Nairobi warehouse supply grew 15 percent in the last quarter of 2018 driven by the standard gauge railway (SGR) and the Jomo Kenyatta International Airport (JKIA).
The Broll Property Intel’s latest Kenya Logistics Snapshot Report shows warehouse supply in the city stood at an estimated 1.2 million square metres, from close to 1.1 million square metres as at a similar period the previous year.
B-grade warehouses account for the highest market share of approximately 920,000m², followed by C-grade at 241,000m² and A-grade warehouses at 61,000m².
B-grade warehouses comprise those built between five and 10 years ago featuring standard floors, fitted office units and adequate truck turning angles.
A-grade warehouses were built within the last five years and feature-hardened floors, reinforced concrete electric fences and 24 hour security. C-grade warehouses or ‘godowns’ were built over 15 years ago and rely on city council for water supply.
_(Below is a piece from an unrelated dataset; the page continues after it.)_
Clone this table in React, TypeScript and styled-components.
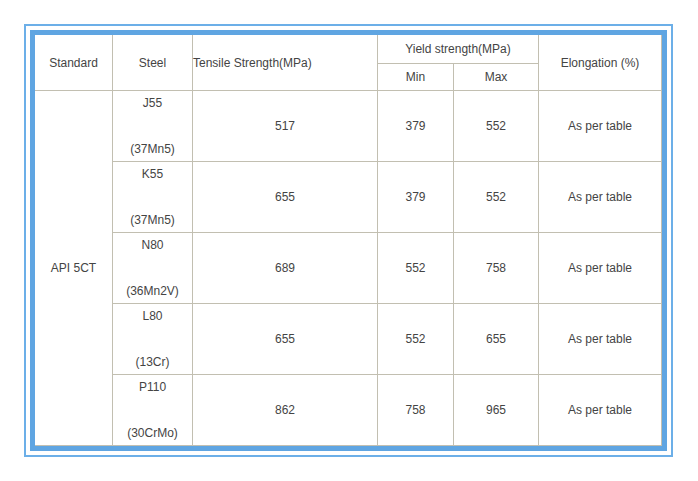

During the period under review, godowns largely supplied in the main industrial area, showed a decline while A-grade warehouses increased mainly in Nairobi’s peripheral areas.
“This points to the changing face of the Nairobi market, which is now increasingly able to satisfy the demand for quality stock,” said Vivian Ombwayo, Broll Kenya’s Head of Research and Valuations.
Embakasi area accounts for 43 percent of the total warehouse supply, followed by Athi River and Syokimau at 15 percent and 14 percent, respectively.
Overall, Kenya’s logistics market continues to grow in size aided by manufacturing, transport and storage sectors as well as establishment of Special Economic Zones (SEZ).
“Kenya is the most advanced economy in East Africa and one of the largest in the sub-region. With GDP growth picking up from around five percent in 2017 and projected to come in around 5.9 percent for 2018, the country has experienced increased investor confidence and foreign direct investment inflows,” says Elaine Wilson, Director of Broll Property Intel.
There are currently two privately owned SEZ’s in Kenya, which include the 907-acre Tatu City, located in Kiambu County, and Africa Economic Zones on a 700-acre site, located in Uasin Gishu County.
The SEZ status offers tax concessions such as VAT exemption, capital deduction of 100 percent of the cost of buildings and machinery, and income tax of 10 percent for the first 10 years and 15 percent for subsequent years, which is less than the standard 30 percent.
A non-resident enterprise, developer or operator in a SEZ also benefits from a reduction of withholding tax on interest payable from five percent to 15 percent.
On the occupancy front, the report showed that logistics occupancy levels registered a year-on-year increase of four percent in Q4 2018.
“The highest interest growth, from 67 percent in 2017 to 77 percent in 2018, was noted for A-grade warehouse units, as most of the operators seem to appreciate higher specifications, which eventually translates to lower operational costs,” it notes.
The report highlights that Kenya’s logistics market has continued to develop over the past decade, from the typical low specification godowns, to higher quality A- and B- grade warehouses.
“With improved infrastructure, most operators are now considering relocating to less congested areas away from Nairobi City, such as Kiambu and Machakos counties where there is availability of relatively cheap land,” said Ms Ombwayo.